With collaborators from the Blackfeet Nation of Northern Montana, we created the first work in a spiritually iconic landscape on the east side of Glacier National Park.
We had some extra time after we completed the image, so we moved the art to Browning — one of the most economically challenged communities in Montana and the hub of the Blackfeet Indian Reservation — the reaction was unexpected and astounding.
As soon as we unloaded the art into public view there began a flurry of activity – people started swarming us asking;Â What is it? Is it real? Why did you bring it here? What does it mean?
The crowd grew and so did the lively dialogue about the meaning of the art and the challenges it seemed to represent to the gathering of viewers.
To have such passionate engagement in art is rare. A simple work became a window into the culture but also a mouthpiece for people who too often have no voice.
As more people have seen photos of the installation, we’ve noted spirited, oftentimes completely contradictory interpretations.
What I find so amazing is that the meaning of the bison is truly unique to the viewer. It seems to be based on their age, geographic location, ethnic identity, relationship to the military, the flag, their political persuasion, the bison itself, and the location of the installation.

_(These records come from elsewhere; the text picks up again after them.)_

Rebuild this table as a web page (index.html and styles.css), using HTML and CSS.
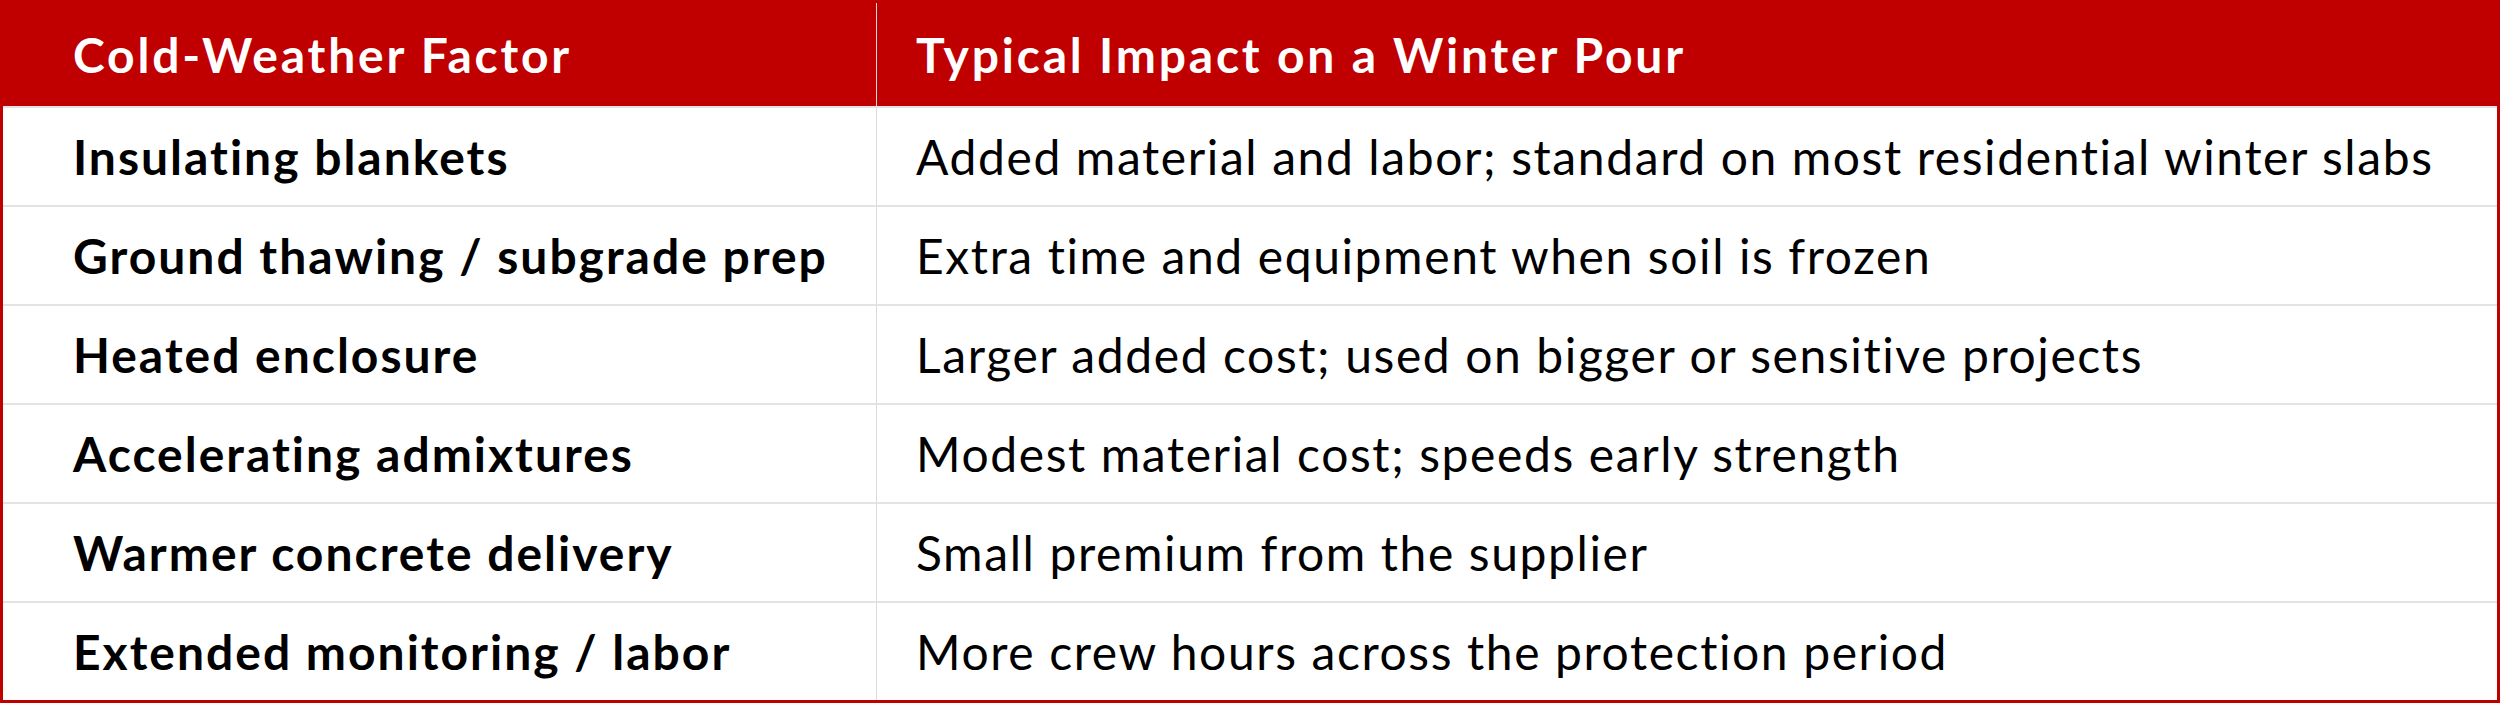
FILE: index.html
```html
<!DOCTYPE html>
<html lang="en">
<head>
<meta charset="utf-8">
<title>Cold-Weather Factors</title>
<link rel="stylesheet" href="styles.css">
</head>
<body>
<table class="cost-table">
  <thead>
    <tr>
      <th class="col-factor">Cold-Weather Factor</th>
      <th class="col-impact">Typical Impact on a Winter Pour</th>
    </tr>
  </thead>
  <tbody>
    <tr><td class="col-factor">Insulating blankets</td><td class="col-impact">Added material and labor; standard on most residential winter slabs</td></tr>
    <tr><td class="col-factor">Ground thawing / subgrade prep</td><td class="col-impact">Extra time and equipment when soil is frozen</td></tr>
    <tr><td class="col-factor">Heated enclosure</td><td class="col-impact">Larger added cost; used on bigger or sensitive projects</td></tr>
    <tr><td class="col-factor">Accelerating admixtures</td><td class="col-impact">Modest material cost; speeds early strength</td></tr>
    <tr><td class="col-factor">Warmer concrete delivery</td><td class="col-impact">Small premium from the supplier</td></tr>
    <tr><td class="col-factor">Extended monitoring / labor</td><td class="col-impact">More crew hours across the protection period</td></tr>
  </tbody>
</table>
</body>
</html>
```

FILE: styles.css
```css
html, body {
  margin: 0;
  padding: 0;
  background: #ffffff;
}

.cost-table {
  width: 2500px;
  height: 703px;
  box-sizing: border-box;
  border: 3px solid #c00000;
  border-collapse: separate;
  border-spacing: 0;
  font-family: "Lato", "Open Sans", sans-serif;
  font-size: 48px;
  color: #000000;
  table-layout: fixed;
  font-variant-ligatures: none;
  white-space: nowrap;
}

.cost-table th {
  background: #c00000;
  color: #ffffff;
  font-weight: 700;
  text-align: left;
  height: 103px;
  padding: 0;
  letter-spacing: 2.8px;
}

.cost-table td {
  height: 97px;
  padding: 0;
  border-top: 2px solid #e3e3e3;
  font-weight: 400;
  letter-spacing: 1.6px;
}

.cost-table td.col-factor {
  font-weight: 700;
  letter-spacing: 2px;
}

.col-factor {
  width: 873px;
  padding-left: 70px !important;
  box-sizing: border-box;
}

.col-impact {
  padding-left: 39px !important;
  border-left: 1px solid #dcdcdc;
}
```
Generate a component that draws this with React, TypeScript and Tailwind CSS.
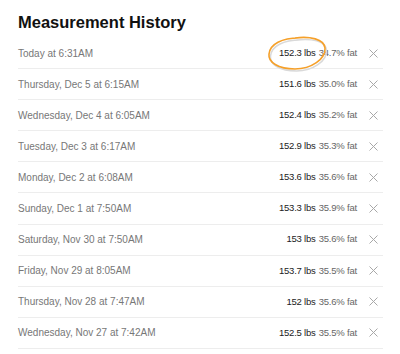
import React from 'react';

interface Measurement {
  when: string;
  weight: string;
  fat: string;
}

const measurements: Measurement[] = [
  { when: 'Today at 6:31AM', weight: '152.3', fat: '34.7%' },
  { when: 'Thursday, Dec 5 at 6:15AM', weight: '151.6', fat: '35.0%' },
  { when: 'Wednesday, Dec 4 at 6:05AM', weight: '152.4', fat: '35.2%' },
  { when: 'Tuesday, Dec 3 at 6:17AM', weight: '152.9', fat: '35.3%' },
  { when: 'Monday, Dec 2 at 6:08AM', weight: '153.6', fat: '35.6%' },
  { when: 'Sunday, Dec 1 at 7:50AM', weight: '153.3', fat: '35.9%' },
  { when: 'Saturday, Nov 30 at 7:50AM', weight: '153', fat: '35.6%' },
  { when: 'Friday, Nov 29 at 8:05AM', weight: '153.7', fat: '35.5%' },
  { when: 'Thursday, Nov 28 at 7:47AM', weight: '152', fat: '35.6%' },
  { when: 'Wednesday, Nov 27 at 7:42AM', weight: '152.5', fat: '35.5%' },
];

function CloseIcon() {
  return (
    <svg width="9" height="9" viewBox="0 0 9 9" className="shrink-0">
      <path d="M0.5 0.5L8.5 8.5M8.5 0.5L0.5 8.5" stroke="#a8a8a8" strokeWidth="1" />
    </svg>
  );
}

// hand-drawn highlight around the latest reading
function Highlight() {
  return (
    <svg
      width="66"
      height="42"
      viewBox="0 0 66 42"
      className="pointer-events-none absolute left-[264px] top-[33px]"
    >
      <path
        d="M31 5 C46 3 60 6 61 15 C62 26 47 36 31 36 C14 36 4 29 5 21 C6 11 18 5 35 5"
        fill="none"
        stroke="#d9d9d9"
        strokeWidth="1.5"
        transform="translate(1.5 2)"
      />
      <path
        d="M31 5 C46 3 60 6 61 15 C62 26 47 36 31 36 C14 36 4 29 5 21 C6 11 18 5 35 5"
        fill="none"
        stroke="#f5a02a"
        strokeWidth="1.6"
      />
    </svg>
  );
}

export default function App() {
  return (
    <div className="relative h-[354px] w-[400px] overflow-hidden bg-white pl-[18px] pr-[17px] font-['Liberation_Sans',Arial,sans-serif]">
      <h1 className="pt-[13px] pb-[7px] text-[16.5px] leading-[18px] font-bold text-[#111]">Measurement History</h1>
      <ul>
        {measurements.map((m) => (
          <li
            key={m.when}
            className="flex h-[31.1px] items-center justify-between border-b border-[#ededed] text-[10px]"
          >
            <span className="text-[#777]">{m.when}</span>
            <span className="flex items-center text-[9.5px] tracking-[-0.2px]">
              <span className="text-[#222]">{m.weight} lbs</span>
              <span className="ml-[3px] text-[#666]">{m.fat} fat</span>
              <span className="ml-[12px] mr-[5px] flex">
                <CloseIcon />
              </span>
            </span>
          </li>
        ))}
      </ul>
      <Highlight />
    </div>
  );
}
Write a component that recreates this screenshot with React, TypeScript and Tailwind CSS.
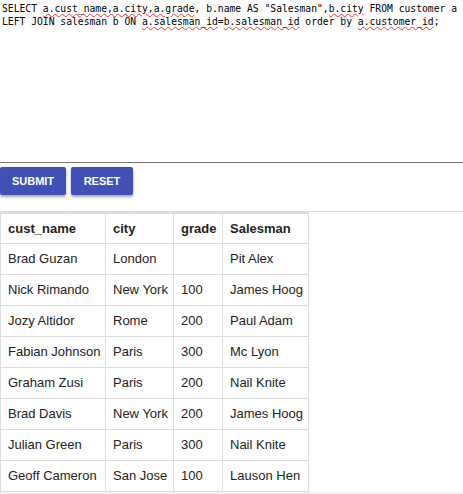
const rows = [
  ['Brad Guzan', 'London', '', 'Pit Alex'],
  ['Nick Rimando', 'New York', '100', 'James Hoog'],
  ['Jozy Altidor', 'Rome', '200', 'Paul Adam'],
  ['Fabian Johnson', 'Paris', '300', 'Mc Lyon'],
  ['Graham Zusi', 'Paris', '200', 'Nail Knite'],
  ['Brad Davis', 'New York', '200', 'James Hoog'],
  ['Julian Green', 'Paris', '300', 'Nail Knite'],
  ['Geoff Cameron', 'San Jose', '100', 'Lauson Hen'],
];

const widths = ['w-[105px]', 'w-[68px]', 'w-[49px]', 'w-[86px]'];

function Sq({ children }: { children: string }) {
  return (
    <span className="underline decoration-wavy decoration-[#e53935] decoration-1 underline-offset-[1px]">
      {children}
    </span>
  );
}

export default function App() {
  return (
    <div className="w-[463px] h-[494px] overflow-hidden bg-white font-['Liberation_Sans',Arial,sans-serif]">
      {/* query editor */}
      <div className="h-[163px] border-b border-[#767676] overflow-hidden px-[2px] pt-[2px] font-['DejaVu_Sans_Mono','Liberation_Mono',monospace] text-[9.7px] leading-[13px] text-black whitespace-pre">
        <div>
          SELECT <Sq>a.cust_name,a.city,a.grade</Sq>, b.name AS "Salesman",<Sq>b.city</Sq> FROM customer a
        </div>
        <div>
          LEFT JOIN salesman b ON <Sq>a.salesman_id</Sq>=<Sq>b.salesman_id</Sq> order by <Sq>a.customer_id</Sq>;
        </div>
      </div>

      <div className="flex gap-[5px] pt-[4px] pb-[16px]">
        <button className="h-[28px] w-[66px] rounded-[2px] bg-[#3f51b5] text-white text-[11px] font-bold shadow-[0_2px_3px_rgba(0,0,0,0.35)]">
          SUBMIT
        </button>
        <button className="h-[28px] w-[62px] rounded-[2px] bg-[#3f51b5] text-white text-[11px] font-bold shadow-[0_2px_3px_rgba(0,0,0,0.35)]">
          RESET
        </button>
      </div>

      <div className="border-t border-[#dddddd]">
        <table className="table-fixed w-[309px] border-collapse border-t-2 border-[#dddddd] text-[13px] text-[#222]">
          <thead>
            <tr>
              {['cust_name', 'city', 'grade', 'Salesman'].map((h, i) => (
                <th
                  key={h}
                  className={`${widths[i]} h-[30px] border border-[#dddddd] px-[7px] text-left font-bold align-middle`}
                >
                  {h}
                </th>
              ))}
            </tr>
          </thead>
          <tbody>
            {rows.map((r) => (
              <tr key={r[0]}>
                {r.map((c, i) => (
                  <td
                    key={i}
                    className={`${widths[i]} h-[31px] border border-[#dddddd] px-[7px] whitespace-nowrap align-middle`}
                  >
                    {c}
                  </td>
                ))}
              </tr>
            ))}
          </tbody>
        </table>
      </div>
      <div className="h-[10px] bg-[#f1f1f1]" />
    </div>
  );
}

It presents a unique opportunity to look at our cultural identities but also the struggle between patriotism and ethnocentrism.
We barely scratched the surface of the stories in Browning.
College educated veterans who had become homeless after the war. School children hopeful for the future. Men and women who were trying to make sense of a culture that has been in transition for over 100 years – still reeling from the devastating loss of one and unsure of a path into the future.
If we had more time on that first trip, I would have stepped into the lives of both the collaborators and the crowd because I know so little about their experiences, and I know I’m not the only one.
I started thinking of this as a longer journey rather than a single image – a photo series in complicated and provocative locations, and a film that looks into the American experience as it is today. Not the tidy, sound bite version but the authentic exploration of the perceptions, realities, contradictions and complexities of our nation today.
We aim to take the Bound Bison on a sweeping road trip of America starting in the Blackfeet Nation, because I feel the pull back to tell those stories with more depth.
The plan is to travel to like destinations, places that have a legacy that have either vanished or are in dramatic transition.
Places like the Bakken oil fields in North Dakota, the abandoned mega malls in Kansas, and the modern ruins of Detroit.
We would road trip with with a lively and mixed curated group of collaborators – perhaps bringing someone forward from each place we explore to the next, so there is always a person with us who is experiencing the art for the first time.
Our objectives are twofold.
The first is to stimulate revealing conversations about the American Experience.
The second is to unite people through art and conversation in an argumentative and polarizing climate.
Perhaps through mixing this kind of art series and all classes of society, we can achieve a dangerous level of understanding and empathy.